The same is true in politics.
And Vicki Schmidt has some mighty enemies as she runs for governor of Kansas.
A Washington-area dark money super PAC calling itself the “School Freedom Fund” has dedicated $2 million to airing artificial intelligence-generated attack ads on Schmidt, the Kansas insurance commissioner, as she seeks the Republican nomination for governor in the Aug. 4 primary.
If you haven’t heard of the School Freedom Fund, it’s an offshoot of the Club for Growth, a nationwide billionaire boys’ club that wants to privatize public education for profit. They simply can’t stomach the idea that money’s being spent somewhere in America, and they’re not getting a piece of the cake.

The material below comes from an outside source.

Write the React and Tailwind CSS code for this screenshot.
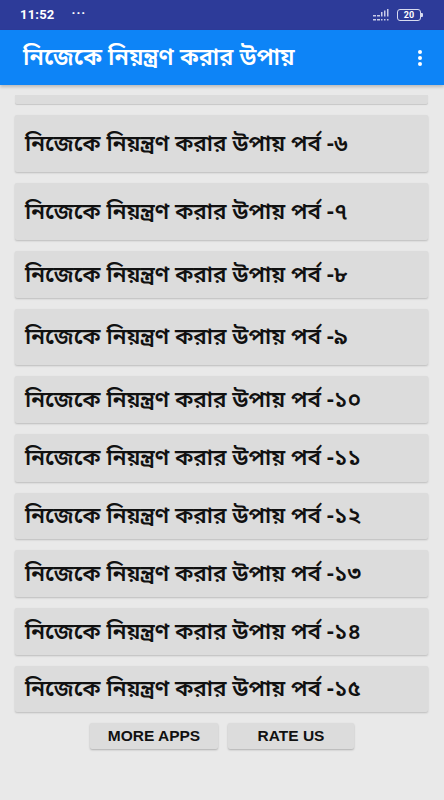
import React from "react";

const items = [
  { n: "৬", h: "h-[57px]" },
  { n: "৭", h: "h-[57px]" },
  { n: "৮", h: "h-[47px]" },
  { n: "৯", h: "h-[56px]" },
  { n: "১০", h: "h-[47px]" },
  { n: "১১", h: "h-[48px]" },
  { n: "১২", h: "h-[46px]" },
  { n: "১৩", h: "h-[47px]" },
  { n: "১৪", h: "h-[47px]" },
  { n: "১৫", h: "h-[46px]" },
];

const bn = { fontFamily: '"Noto Sans Bengali", "Noto Sans", "Lohit Bengali", sans-serif' };

export default function App() {
  return (
    <div className="w-[444px] h-[800px] bg-[#e9e9e9] overflow-hidden flex flex-col">
      {/* status bar */}
      <div className="h-[30px] bg-[#2d3b99] flex items-center px-[20px] text-white" style={{ fontFamily: 'Roboto, "Liberation Sans", sans-serif' }}>
        <span className="text-[13px] font-bold tracking-[0.2px]">11:52</span>
        <span className="ml-[17px] text-[13px] font-bold tracking-[1px] -mt-[4px]">···</span>
        <div className="ml-auto flex items-center gap-[7px] mr-[1px]">
          <svg width="18" height="12" viewBox="0 0 18 12" fill="#c9cce8">
            <rect x="1" y="6" width="3" height="1.5" />
            <rect x="5" y="6" width="3" height="1.5" />
            <rect x="9" y="3" width="1.5" height="4.5" />
            <rect x="12" y="1.5" width="1.5" height="6" />
            <rect x="15" y="0" width="1.5" height="7.5" />
            <rect x="1" y="10" width="3" height="1.5" />
            <rect x="5" y="10" width="3" height="1.5" />
            <rect x="9" y="10" width="1.5" height="1.5" />
            <rect x="12" y="10" width="1.5" height="1.5" />
            <rect x="15" y="10" width="1.5" height="1.5" />
          </svg>
          <div className="flex items-center">
            <div className="w-[24px] h-[12px] border border-[#d8dbef] rounded-[3px] flex items-center justify-center text-[9px] font-bold leading-none">20</div>
            <div className="w-[2px] h-[4px] bg-[#d8dbef] rounded-r-[1px]" />
          </div>
        </div>
      </div>
      {/* app bar */}
      <div className="h-[55px] bg-[#0d84f7] flex items-center pl-[23px] pr-[22px] text-white shadow-[0_2px_3px_rgba(0,0,0,0.2)] relative z-10">
        <span className="text-[23.5px] font-semibold leading-none pt-[5px]" style={bn}>নিজেকে নিয়ন্ত্রণ করার উপায়</span>
        <div className="ml-auto flex flex-col gap-[2px]">
          <div className="w-[4px] h-[4px] rounded-full bg-white" />
          <div className="w-[4px] h-[4px] rounded-full bg-white" />
          <div className="w-[4px] h-[4px] rounded-full bg-white" />
        </div>
      </div>
      {/* list */}
      <div className="flex flex-col gap-[11px] px-[15px] pt-[10px] pr-[16px]">
        <div className="h-[9px] bg-[#dcdcdc] rounded-b-[2px] shadow-[0_1px_1px_rgba(0,0,0,0.15)]" />
        {items.map((it) => (
          <div key={it.n} className={`${it.h} bg-[#dcdcdc] rounded-[2px] shadow-[0_1px_2px_rgba(0,0,0,0.2)] flex items-center pl-[10px]`}>
            <span className="text-[22.5px] leading-none font-semibold text-[#111] pt-[3px]" style={bn}>নিজেকে নিয়ন্ত্রণ করার উপায় পর্ব -{it.n}</span>
          </div>
        ))}
      </div>
      {/* buttons */}
      <div className="flex justify-center gap-[10px] mt-[11px]" style={{ fontFamily: '"Liberation Sans", Arial, sans-serif' }}>
        <button className="w-[128px] h-[26px] bg-[#dcdcdc] rounded-[2px] shadow-[0_1px_2px_rgba(0,0,0,0.25)] text-[15.5px] font-bold text-[#111]">MORE APPS</button>
        <button className="w-[126px] h-[26px] bg-[#dcdcdc] rounded-[2px] shadow-[0_1px_2px_rgba(0,0,0,0.25)] text-[15.5px] font-bold text-[#111]">RATE US</button>
      </div>
    </div>
  );
}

A lot of Kansans probably won’t remember, but we’ve been down this road before.
Starting in 1995, Wichita turned over four schools to the for-profit Edison Schools project. The experiment ended seven years later, amid high costs, declining enrollment, disappointing test scores and massive teacher turnover.
Try it again? No thanks.
If we all could vote, Schmidt would win
If Republicans do nominate Schmidt, it would practically guarantee the GOP would take back the governor’s office after eight years of Democratic Gov. Laura Kelly.
Schmidt’s well-liked across the political spectrum, one of the last practitioners of the kind of moderate Republicanism that used to be the rule in Kansas politics.